- Given problem -
Return the listing below unchanged, minus its pictures.

- Collected data -

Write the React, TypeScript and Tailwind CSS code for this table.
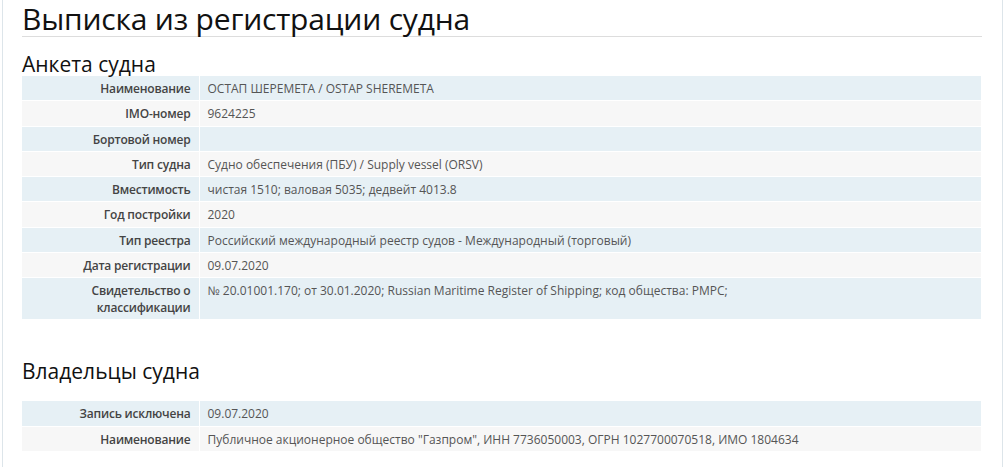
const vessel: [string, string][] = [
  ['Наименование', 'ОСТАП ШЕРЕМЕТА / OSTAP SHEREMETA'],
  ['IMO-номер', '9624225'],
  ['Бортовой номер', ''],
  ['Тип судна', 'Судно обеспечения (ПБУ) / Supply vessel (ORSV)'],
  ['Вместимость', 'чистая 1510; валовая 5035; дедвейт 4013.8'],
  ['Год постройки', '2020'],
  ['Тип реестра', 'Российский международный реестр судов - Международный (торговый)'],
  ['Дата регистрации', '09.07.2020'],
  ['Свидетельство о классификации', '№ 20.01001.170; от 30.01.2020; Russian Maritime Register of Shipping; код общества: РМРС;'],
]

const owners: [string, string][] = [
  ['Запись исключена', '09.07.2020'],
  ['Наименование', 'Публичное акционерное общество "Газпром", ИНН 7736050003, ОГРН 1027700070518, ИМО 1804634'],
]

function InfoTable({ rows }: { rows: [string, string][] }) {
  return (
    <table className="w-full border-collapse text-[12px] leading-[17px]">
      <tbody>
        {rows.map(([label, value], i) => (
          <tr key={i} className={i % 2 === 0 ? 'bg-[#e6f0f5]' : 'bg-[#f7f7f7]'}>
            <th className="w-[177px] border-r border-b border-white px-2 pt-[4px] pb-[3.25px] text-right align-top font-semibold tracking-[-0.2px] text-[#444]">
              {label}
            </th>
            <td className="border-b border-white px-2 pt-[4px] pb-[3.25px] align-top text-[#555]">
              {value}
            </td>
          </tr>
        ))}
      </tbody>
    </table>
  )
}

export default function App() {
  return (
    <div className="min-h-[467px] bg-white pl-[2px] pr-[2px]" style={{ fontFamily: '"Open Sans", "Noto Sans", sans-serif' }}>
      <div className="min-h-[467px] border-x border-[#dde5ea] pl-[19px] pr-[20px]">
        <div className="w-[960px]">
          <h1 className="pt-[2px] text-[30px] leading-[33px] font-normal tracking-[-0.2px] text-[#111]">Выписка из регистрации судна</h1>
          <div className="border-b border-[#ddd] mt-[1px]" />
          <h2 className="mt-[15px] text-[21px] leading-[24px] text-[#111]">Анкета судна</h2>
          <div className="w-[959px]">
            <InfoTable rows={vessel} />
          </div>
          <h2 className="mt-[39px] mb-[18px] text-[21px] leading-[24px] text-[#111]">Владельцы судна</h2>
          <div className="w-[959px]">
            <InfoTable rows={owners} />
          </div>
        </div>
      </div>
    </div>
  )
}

- Exercise solution -
Write the React, TypeScript and Tailwind CSS code for this table.
const vessel: [string, string][] = [
  ['Наименование', 'ОСТАП ШЕРЕМЕТА / OSTAP SHEREMETA'],
  ['IMO-номер', '9624225'],
  ['Бортовой номер', ''],
  ['Тип судна', 'Судно обеспечения (ПБУ) / Supply vessel (ORSV)'],
  ['Вместимость', 'чистая 1510; валовая 5035; дедвейт 4013.8'],
  ['Год постройки', '2020'],
  ['Тип реестра', 'Российский международный реестр судов - Международный (торговый)'],
  ['Дата регистрации', '09.07.2020'],
  ['Свидетельство о классификации', '№ 20.01001.170; от 30.01.2020; Russian Maritime Register of Shipping; код общества: РМРС;'],
]

const owners: [string, string][] = [
  ['Запись исключена', '09.07.2020'],
  ['Наименование', 'Публичное акционерное общество "Газпром", ИНН 7736050003, ОГРН 1027700070518, ИМО 1804634'],
]

function InfoTable({ rows }: { rows: [string, string][] }) {
  return (
    <table className="w-full border-collapse text-[12px] leading-[17px]">
      <tbody>
        {rows.map(([label, value], i) => (
          <tr key={i} className={i % 2 === 0 ? 'bg-[#e6f0f5]' : 'bg-[#f7f7f7]'}>
            <th className="w-[177px] border-r border-b border-white px-2 pt-[4px] pb-[3.25px] text-right align-top font-semibold tracking-[-0.2px] text-[#444]">
              {label}
            </th>
            <td className="border-b border-white px-2 pt-[4px] pb-[3.25px] align-top text-[#555]">
              {value}
            </td>
          </tr>
        ))}
      </tbody>
    </table>
  )
}

export default function App() {
  return (
    <div className="min-h-[467px] bg-white pl-[2px] pr-[2px]" style={{ fontFamily: '"Open Sans", "Noto Sans", sans-serif' }}>
      <div className="min-h-[467px] border-x border-[#dde5ea] pl-[19px] pr-[20px]">
        <div className="w-[960px]">
          <h1 className="pt-[2px] text-[30px] leading-[33px] font-normal tracking-[-0.2px] text-[#111]">Выписка из регистрации судна</h1>
          <div className="border-b border-[#ddd] mt-[1px]" />
          <h2 className="mt-[15px] text-[21px] leading-[24px] text-[#111]">Анкета судна</h2>
          <div className="w-[959px]">
            <InfoTable rows={vessel} />
          </div>
          <h2 className="mt-[39px] mb-[18px] text-[21px] leading-[24px] text-[#111]">Владельцы судна</h2>
          <div className="w-[959px]">
            <InfoTable rows={owners} />
          </div>
        </div>
      </div>
    </div>
  )
}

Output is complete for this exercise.